▸ **EXERCISE GOAL**:
Skip the pictures and quote all of the lines exactly.

** START **

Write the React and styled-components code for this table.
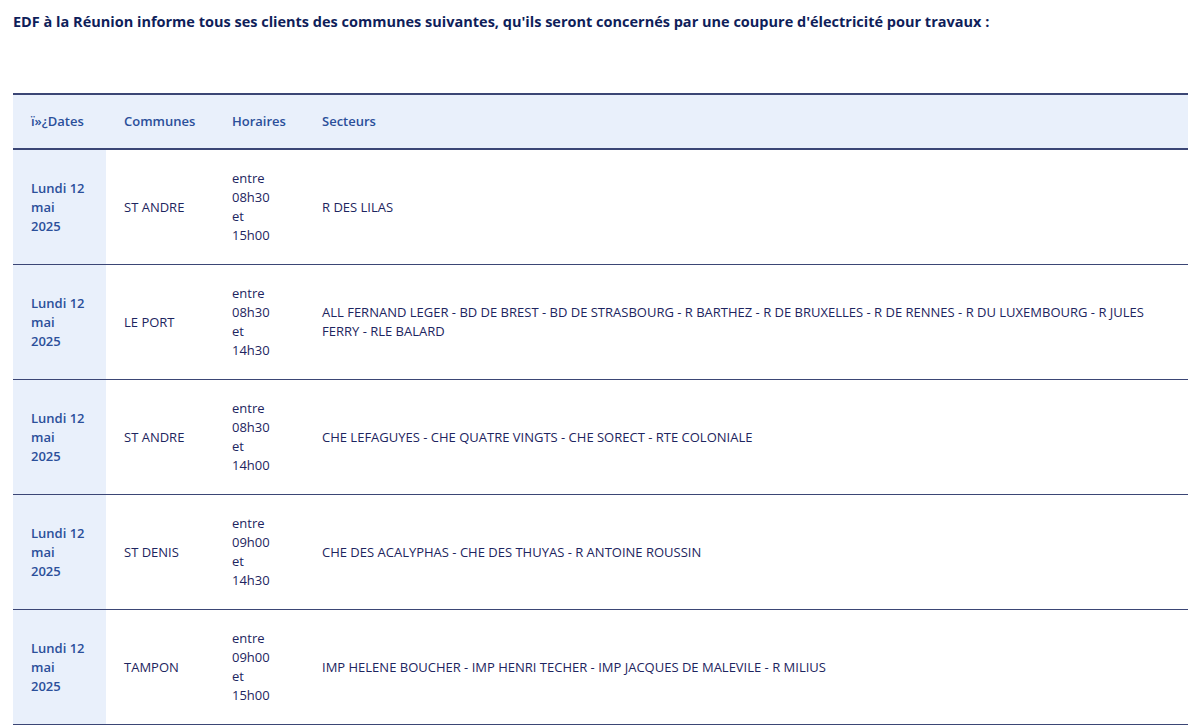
import React from "react";
import styled, { createGlobalStyle } from "styled-components";

const Global = createGlobalStyle`
  html, body { margin: 0; padding: 0; background: #ffffff; }
  body { font-family: "Open Sans", "Liberation Sans", sans-serif; }
`;

const Page = styled.div`
  padding: 12px 12px 0 13px;
  width: 1200px;
  box-sizing: border-box;
`;

const Title = styled.p`
  margin: 0 0 62px 0;
  font-size: 14.5px;
  font-weight: 700;
  color: #0f1e5a;
  line-height: 19px;
`;

const Table = styled.table`
  width: 1175px;
  border-collapse: collapse;
  table-layout: fixed;
  font-size: 13px;
  line-height: 19px;
`;

const HeadRow = styled.tr`
  background: #e9f0fb;
  border-top: 2px solid #3b4675;
  border-bottom: 2px solid #3b4675;
`;

const Th = styled.th`
  text-align: left;
  font-weight: 600;
  color: #2b4f9a;
  height: 55px;
  padding: 0 18px;
  box-sizing: border-box;
`;

const Row = styled.tr`
  border-bottom: 1.5px solid #3b4675;
`;

const Td = styled.td`
  padding: 19px ${(p) => p.$padRight || 18}px 19px 18px;
  height: 115px;
  box-sizing: border-box;
  vertical-align: middle;
  color: #1d2560;
`;

const DateCell = styled(Td)`
  background: #e9f0fb;
  color: #2b4f9a;
  font-weight: 600;
`;

const rows = [
  { commune: "ST ANDRE", from: "08h30", to: "15h00", secteurs: "R DES LILAS" },
  {
    commune: "LE PORT",
    from: "08h30",
    to: "14h30",
    secteurs:
      "ALL FERNAND LEGER - BD DE BREST - BD DE STRASBOURG - R BARTHEZ - R DE BRUXELLES - R DE RENNES - R DU LUXEMBOURG - R JULES FERRY - RLE BALARD",
  },
  {
    commune: "ST ANDRE",
    from: "08h30",
    to: "14h00",
    secteurs: "CHE LEFAGUYES - CHE QUATRE VINGTS - CHE SORECT - RTE COLONIALE",
  },
  {
    commune: "ST DENIS",
    from: "09h00",
    to: "14h30",
    secteurs: "CHE DES ACALYPHAS - CHE DES THUYAS - R ANTOINE ROUSSIN",
  },
  {
    commune: "TAMPON",
    from: "09h00",
    to: "15h00",
    secteurs: "IMP HELENE BOUCHER - IMP HENRI TECHER - IMP JACQUES DE MALEVILE - R MILIUS",
  },
];

export default function App() {
  return (
    <>
      <Global />
      <Page>
        <Title>
          EDF à la Réunion informe tous ses clients des communes suivantes, qu'ils seront concernés par une coupure d'électricité pour travaux :
        </Title>
        <Table>
          <colgroup>
            <col style={{ width: 93 }} />
            <col style={{ width: 108 }} />
            <col style={{ width: 90 }} />
            <col />
          </colgroup>
          <thead>
            <HeadRow>
              <Th>ï»¿Dates</Th>
              <Th>Communes</Th>
              <Th>Horaires</Th>
              <Th>Secteurs</Th>
            </HeadRow>
          </thead>
          <tbody>
            {rows.map((r, i) => (
              <Row key={i}>
                <DateCell $padRight={20}>Lundi 12 mai 2025</DateCell>
                <Td>{r.commune}</Td>
                <Td $padRight={28}>entre {r.from} et {r.to}</Td>
                <Td>{r.secteurs}</Td>
              </Row>
            ))}
          </tbody>
        </Table>
      </Page>
    </>
  );
}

** END **

▸ **THE REPLY**:
Write the React and styled-components code for this table.
import React from "react";
import styled, { createGlobalStyle } from "styled-components";

const Global = createGlobalStyle`
  html, body { margin: 0; padding: 0; background: #ffffff; }
  body { font-family: "Open Sans", "Liberation Sans", sans-serif; }
`;

const Page = styled.div`
  padding: 12px 12px 0 13px;
  width: 1200px;
  box-sizing: border-box;
`;

const Title = styled.p`
  margin: 0 0 62px 0;
  font-size: 14.5px;
  font-weight: 700;
  color: #0f1e5a;
  line-height: 19px;
`;

const Table = styled.table`
  width: 1175px;
  border-collapse: collapse;
  table-layout: fixed;
  font-size: 13px;
  line-height: 19px;
`;

const HeadRow = styled.tr`
  background: #e9f0fb;
  border-top: 2px solid #3b4675;
  border-bottom: 2px solid #3b4675;
`;

const Th = styled.th`
  text-align: left;
  font-weight: 600;
  color: #2b4f9a;
  height: 55px;
  padding: 0 18px;
  box-sizing: border-box;
`;

const Row = styled.tr`
  border-bottom: 1.5px solid #3b4675;
`;

const Td = styled.td`
  padding: 19px ${(p) => p.$padRight || 18}px 19px 18px;
  height: 115px;
  box-sizing: border-box;
  vertical-align: middle;
  color: #1d2560;
`;

const DateCell = styled(Td)`
  background: #e9f0fb;
  color: #2b4f9a;
  font-weight: 600;
`;

const rows = [
  { commune: "ST ANDRE", from: "08h30", to: "15h00", secteurs: "R DES LILAS" },
  {
    commune: "LE PORT",
    from: "08h30",
    to: "14h30",
    secteurs:
      "ALL FERNAND LEGER - BD DE BREST - BD DE STRASBOURG - R BARTHEZ - R DE BRUXELLES - R DE RENNES - R DU LUXEMBOURG - R JULES FERRY - RLE BALARD",
  },
  {
    commune: "ST ANDRE",
    from: "08h30",
    to: "14h00",
    secteurs: "CHE LEFAGUYES - CHE QUATRE VINGTS - CHE SORECT - RTE COLONIALE",
  },
  {
    commune: "ST DENIS",
    from: "09h00",
    to: "14h30",
    secteurs: "CHE DES ACALYPHAS - CHE DES THUYAS - R ANTOINE ROUSSIN",
  },
  {
    commune: "TAMPON",
    from: "09h00",
    to: "15h00",
    secteurs: "IMP HELENE BOUCHER - IMP HENRI TECHER - IMP JACQUES DE MALEVILE - R MILIUS",
  },
];

export default function App() {
  return (
    <>
      <Global />
      <Page>
        <Title>
          EDF à la Réunion informe tous ses clients des communes suivantes, qu'ils seront concernés par une coupure d'électricité pour travaux :
        </Title>
        <Table>
          <colgroup>
            <col style={{ width: 93 }} />
            <col style={{ width: 108 }} />
            <col style={{ width: 90 }} />
            <col />
          </colgroup>
          <thead>
            <HeadRow>
              <Th>ï»¿Dates</Th>
              <Th>Communes</Th>
              <Th>Horaires</Th>
              <Th>Secteurs</Th>
            </HeadRow>
          </thead>
          <tbody>
            {rows.map((r, i) => (
              <Row key={i}>
                <DateCell $padRight={20}>Lundi 12 mai 2025</DateCell>
                <Td>{r.commune}</Td>
                <Td $padRight={28}>entre {r.from} et {r.to}</Td>
                <Td>{r.secteurs}</Td>
              </Row>
            ))}
          </tbody>
        </Table>
      </Page>
    </>
  );
}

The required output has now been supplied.